People hate this idea. They call it depressing. They call it nihilism. But
sometimes “specialness” is just a blanket we pull over our heads so we don’t
have to look at the cold facts.
The worst part is that the belief “I am special” often becomes the foundation
of a whole life. And when that foundation cracks, people fall into panic.
So they replace thinking with believing.
And believing, most of the time, is not courage.
It’s an escape route.

BELIEF, FEAR, AND CONTROL

Why should I fear a creator who claims to love me?
The “testing God” idea is what I can’t stand: a life designed like an exam. The
rules are unclear, the grading is invisible, and the punishment is eternal.
Fear is old. Humanity used to fear cars, then planes, then the ocean, then the
moon. Fear shrinks as knowledge grows.
But religion doesn’t shrink that way. In many minds, it grows stronger when
the world gets more complex—because complexity is exhausting. Belief can
be restful. Belief can be a shortcut.
People say, “Religion gives purpose.”
True. It does.
It gives a script. It gives a role. It gives a reason. And when your pain needs a
reason, religion offers one immediately. Not necessarily a true one. But a
usable one.
And in history, usable beliefs often win.
Even dictators understood this. If you want to control people, you don’t only
police their bodies. You police their souls 

CRIME, MORALITY, AND THE “GOOD PERSON” PROBLEM

Here’s a question that makes people uncomfortable:
If there is no God—no heaven, no hell—what stops a person from doing evil?
Some will answer, “Empathy.” Others will answer, “Law.” Others will
answer, “Conscience.”
All valid. But not complete.
Because here is the dark truth: many crimes go unpunished. Many evil people
die peacefully. Reality doesn’t guarantee justice. Nature doesn’t care. The
universe does not keep a moral scoreboard.
So belief becomes a social tool. It adds an invisible camera. It adds
consequence when the law fails. It says: even if no one sees you, someone
sees you.
And yes—this can reduce crime.
But it also creates a society of spiritual surveillance: doing good because
you’re watched is not the same as doing good because you understand
goodness.
So morality becomes a question:
Are you a good person… or a trained person? 
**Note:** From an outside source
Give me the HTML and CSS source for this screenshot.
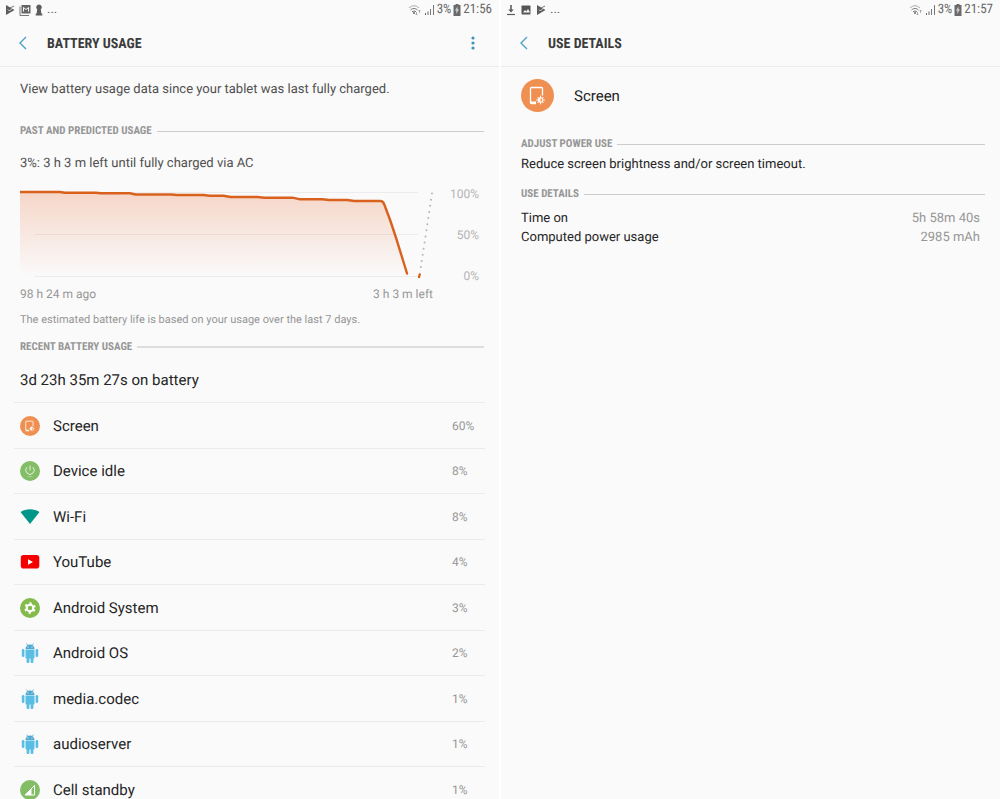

GUILT, THE SUPEREGO, AND IDENTITY

Guilt is one of the most human things we do.
It hurts. It punishes. It keeps us awake at night. But it is also a guardrail.
Freud had his trio: id, ego, superego. I won’t worship Freud like a saint. But
the model catches something true: human beings contain a violent animal and
a judge inside the same skull.
The superego is that judge. It humiliates you. It shames you. It whispers,
don’t.
Without it, a person can become terrifyingly free. Free to do damage without
regret. Free to treat others as objects. Free to act out every worst impulse with
no inner consequence.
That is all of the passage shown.